According to Learning House’s report, key findings of the 2014 study include:
- Online students are enrolling at institutions further away from their residence. In 2012, 80 percent reported attending an institution within 100 miles of where they lived. This declined to 69 percent in 2013 and 54 percent in 2014.
- Although cost and financial aid are important to online students, these are not deciding factors in their selection of an online program—66 percent of undergraduate online students and 79 percent of graduate online students who had already enrolled report that they did not select the least expensive program available. Though financial aid was critical for about half of those surveyed, only 20 percent say they would not attend an institution if their financial aid needs had not been met.
- Online students are looking to improve their employment situation and are satisfied with their investment in an online degree. Within a year of graduation, about 40 percent report improvement in their employment status, typically a raise or promotion. About 60 percent of undergraduates and 70 percent of graduate students report being completely satisfied with their investment of time and money.
- High job placement rate is the most appealing marketing message. Given a choice of 18 different marketing messages, the overwhelming favorite was “90 percent job placement.” Three messages were runners-ups: “Earn your degree in one year,” “study at your own pace,” and “free textbooks.”
- Although many universities prefer to price by credit hour, most students prefer to think of the total degree cost. In general, students appear to be confused about the price they pay. Most students prefer to think about cost in terms of the entire degree with per-course pricing their second choice at 33 percent. Per credit is the least favored way to think about price.
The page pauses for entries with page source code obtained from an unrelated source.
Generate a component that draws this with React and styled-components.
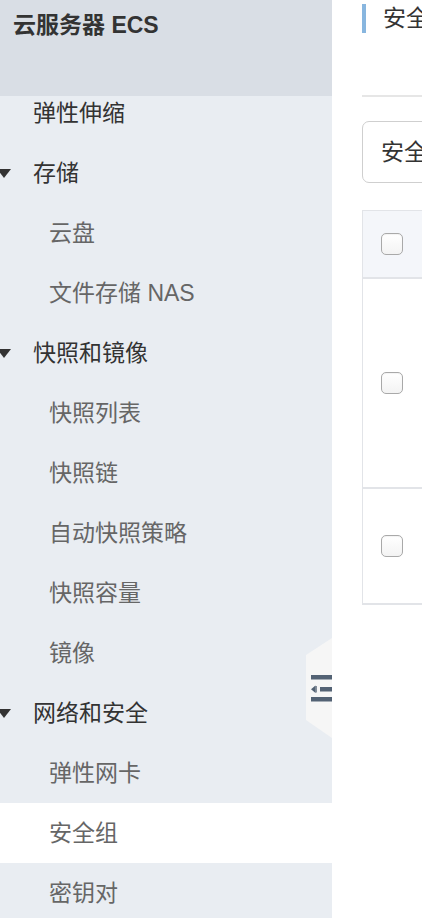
import React from "react";
import styled, { createGlobalStyle } from "styled-components";

const GlobalStyle = createGlobalStyle`
  html, body {
    margin: 0;
    padding: 0;
    background: #fff;
  }
  body {
    font-family: "Liberation Sans", "Noto Sans CJK SC", sans-serif;
  }
`;

const menu = [
  { label: "弹性伸缩", level: 0 },
  { label: "存储", level: 0, group: true },
  { label: "云盘", level: 1 },
  { label: "文件存储 NAS", level: 1 },
  { label: "快照和镜像", level: 0, group: true },
  { label: "快照列表", level: 1 },
  { label: "快照链", level: 1 },
  { label: "自动快照策略", level: 1 },
  { label: "快照容量", level: 1 },
  { label: "镜像", level: 1 },
  { label: "网络和安全", level: 0, group: true },
  { label: "弹性网卡", level: 1 },
  { label: "安全组", level: 1, active: true },
  { label: "密钥对", level: 1 },
];

const rows = [
  { height: 210 },
  { height: 114 },
];

function App() {
  return (
    <>
      <GlobalStyle />
      <Layout>
        <Sidebar>
          <SideHeader>云服务器 ECS</SideHeader>
          <MenuList>
            {menu.map((item) => (
              <MenuItem key={item.label} $level={item.level} $active={item.active}>
                {item.group && <Caret />}
                {item.label}
              </MenuItem>
            ))}
          </MenuList>
          <Toggle>
            <ToggleIcon width="26" height="30" viewBox="0 0 26 30">
              <rect x="5" y="2" width="21" height="4.5" fill="#536274" />
              <rect x="14" y="14" width="12" height="4.5" fill="#536274" />
              <path d="M5 16.2 L9.5 12.5 L9.5 20 Z" fill="#536274" />
              <rect x="9.5" y="13" width="1.2" height="6.5" fill="#536274" />
              <rect x="5" y="24" width="21" height="4.5" fill="#536274" />
            </ToggleIcon>
          </Toggle>
        </Sidebar>
        <Main>
          <TitleRow>
            <TitleBar />
            <Title>安全组</Title>
          </TitleRow>
          <Divider />
          <SelectBox>安全组ID</SelectBox>
          <Table>
            <HeadRow>
              <CheckCell>
                <Checkbox />
              </CheckCell>
            </HeadRow>
            {rows.map((r, i) => (
              <BodyRow key={i} style={{ height: r.height }}>
                <CheckCell>
                  <Checkbox />
                </CheckCell>
              </BodyRow>
            ))}
          </Table>
        </Main>
      </Layout>
    </>
  );
}

export default App;

const Layout = styled.div`
  display: flex;
  width: 422px;
  height: 918px;
  overflow: hidden;
`;

const Sidebar = styled.div`
  position: relative;
  flex: 0 0 332px;
  height: 100%;
  background: #e9edf2;
  overflow: hidden;
`;

const SideHeader = styled.div`
  position: relative;
  z-index: 1;
  height: 96px;
  box-sizing: border-box;
  padding: 9px 0 0 13px;
  background: #d9dee5;
  color: #333;
  font-size: 23px;
  font-weight: bold;
  line-height: 32px;
`;

const MenuList = styled.div`
  margin-top: -13px;
`;

const MenuItem = styled.div`
  position: relative;
  height: 60px;
  line-height: 60px;
  padding-left: ${(p) => (p.$level ? 49 : 33)}px;
  font-size: 23px;
  color: ${(p) => (p.$level ? "#666" : "#333")};
  background: ${(p) => (p.$active ? "#fff" : "transparent")};
  white-space: nowrap;
`;

const Caret = styled.span`
  position: absolute;
  left: -3px;
  top: 26px;
  width: 0;
  height: 0;
  border-left: 7px solid transparent;
  border-right: 7px solid transparent;
  border-top: 9px solid #333;
`;

const Toggle = styled.div`
  position: absolute;
  left: 306px;
  top: 638px;
  width: 26px;
  height: 100px;
  background: #f6f6f6;
  clip-path: polygon(100% 0, 100% 100%, 0 82%, 0 17%);
  display: flex;
  align-items: center;
`;

const ToggleIcon = styled.svg`
  display: block;
`;

const Main = styled.div`
  flex: 1;
  min-width: 0;
  padding: 4px 0 0 30px;
  overflow: hidden;
  background: #fff;
  white-space: nowrap;
`;

const TitleRow = styled.div`
  display: flex;
  align-items: center;
  height: 29px;
`;

const TitleBar = styled.div`
  flex: 0 0 4px;
  height: 29px;
  background: #88b6df;
  margin-right: 17px;
`;

const Title = styled.div`
  flex-shrink: 0;
  font-size: 23px;
  color: #333;
  line-height: 29px;
`;

const Divider = styled.div`
  margin-top: 62px;
  height: 2px;
  width: 200px;
  background: #e6e6e6;
`;

const SelectBox = styled.div`
  margin-top: 24px;
  width: 240px;
  height: 62px;
  box-sizing: border-box;
  border: 1px solid #cfcfcf;
  border-radius: 7px;
  padding-left: 18px;
  line-height: 60px;
  font-size: 23px;
  color: #333;
`;

const Table = styled.div`
  margin-top: 27px;
  width: 300px;
  border: 1px solid #e2e4e8;
  border-bottom-width: 2px;
`;

const HeadRow = styled.div`
  display: flex;
  align-items: center;
  height: 66px;
  background: #f4f6fa;
  border-bottom: 2px solid #e2e4e8;
`;

const BodyRow = styled.div`
  display: flex;
  align-items: center;
  box-sizing: border-box;
  border-bottom: 2px solid #e2e4e8;
  &:last-child {
    border-bottom: none;
  }
`;

const CheckCell = styled.div`
  padding-left: 18px;
`;

const Checkbox = styled.div`
  width: 22px;
  height: 22px;
  box-sizing: border-box;
  border: 1px solid #a9a9a9;
  border-radius: 5px;
  background: linear-gradient(#fff, #f3f3f3);
  box-shadow: inset 0 1px 1px rgba(0, 0, 0, 0.05);
`;
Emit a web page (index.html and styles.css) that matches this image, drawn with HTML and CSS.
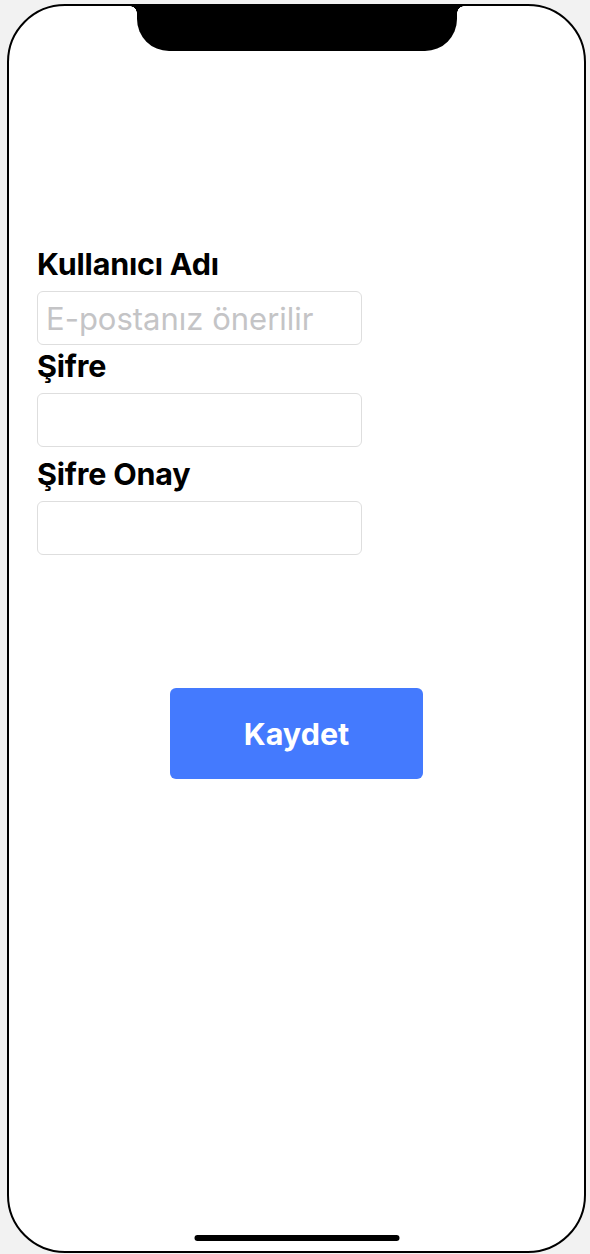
FILE: index.html
```html
<!DOCTYPE html>
<html lang="tr">
<head>
<meta charset="utf-8">
<title>Kayıt</title>
<link rel="stylesheet" href="styles.css">
</head>
<body>
<div class="phone">
  <div class="notch"></div>
  <form class="form">
    <label class="label label-first" for="user">Kullanıcı Adı</label>
    <input class="field" id="user" type="text" placeholder="E-postanız önerilir">
    <label class="label label-second" for="pass">Şifre</label>
    <input class="field" id="pass" type="password">
    <label class="label label-third" for="pass2">Şifre Onay</label>
    <input class="field" id="pass2" type="password">
    <div class="actions">
      <button class="save" type="button">Kaydet</button>
    </div>
  </form>
  <div class="home-indicator"></div>
</div>
</body>
</html>
```
FILE: styles.css
```css
* { box-sizing: border-box; }
html, body { margin: 0; padding: 0; }
body {
  background: #f2f2f2;
  font-family: "Inter", "Liberation Sans", sans-serif;
  height: 1254px;
  overflow: hidden;
}
.phone {
  position: relative;
  margin: 4px 0 0 7px;
  width: 579px;
  height: 1249px;
  background: #fff;
  border: 2px solid #000;
  border-radius: 58px;
  overflow: hidden;
}
.notch {
  position: absolute;
  top: 0;
  left: 50%;
  transform: translateX(-50%);
  width: 320px;
  height: 45px;
  background: #000;
  border-radius: 0 0 32px 32px;
}
.notch::before,
.notch::after {
  content: "";
  position: absolute;
  top: 0;
  width: 7px;
  height: 7px;
}
.notch::before {
  left: -7px;
  background: radial-gradient(circle at 0 100%, transparent 6.5px, #000 7px);
}
.notch::after {
  right: -7px;
  background: radial-gradient(circle at 100% 100%, transparent 6.5px, #000 7px);
}
.form {
  display: flex;
  flex-direction: column;
  align-items: flex-start;
  padding: 240px 0 0 28px;
}
.label {
  display: block;
  font-size: 30.5px;
  font-weight: 700;
  line-height: 36px;
  color: #000;
  letter-spacing: -0.2px;
}
.label-first { margin-bottom: 9px; }
.label-second { margin-top: 3px; margin-bottom: 9px; }
.label-third { margin-top: 9px; margin-bottom: 9px; }
.field {
  width: 325px;
  height: 54px;
  border: 1px solid #dedede;
  border-radius: 6px;
  padding: 0 8px;
  font-family: inherit;
  font-size: 31px;
  color: #000;
  background: #fff;
  outline: none;
}
.field::placeholder {
  color: #c4c4c6;
}
.actions {
  align-self: stretch;
  display: flex;
  justify-content: center;
  margin-top: 133px;
  padding-right: 28px;
}
.save {
  width: 253px;
  height: 91px;
  border: none;
  border-radius: 6px;
  background: #447afe;
  color: #fff;
  font-family: inherit;
  font-size: 30.5px;
  font-weight: 700;
}
.home-indicator {
  position: absolute;
  bottom: 10px;
  left: 50%;
  transform: translateX(-50%);
  width: 205px;
  height: 6px;
  border-radius: 3px;
  background: #000;
}
```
- About 80 percent of online undergraduates have earned credit elsewhere and transfer credit is important to them. These students report that it is very important that they can easily find information about transfer credits, have their questions answered quickly, and receive prompt decisions about transfer credit from institutions of interest.
- Business continues to be the most common field of study. Business and related fields continue to enroll the most online students with more than 25 percent of the total.
- Reputation and price continue to be key selection criteria.
- Some students have a clear preference for online study. Almost 90 percent of online students surveyed report that online study was equal to or better than classroom study.
- A higher percentage of online students are unemployed. The number of individuals working full time declined from 60 percent in 2012 to 55 percent in 2013 and 46 percent in 2014.
- A higher percentage of online students rely only on financial aid to pay for school. Since 2012, there has been an increasing trend of students paying for school with “student loans and other financial aid only,” selected by 31 percent of respondents in 2012, 37 percent in 2013 and 40 percent in 2014.
The takeaway for colleges and universities interested in attracting online students is the “need to articulate clearly what makes their online programs distinct and track student outcomes to provide quantifiable data to prospective students,” said David L. Clinefelter, chief academic officer of The Learning House, and co-author of the report.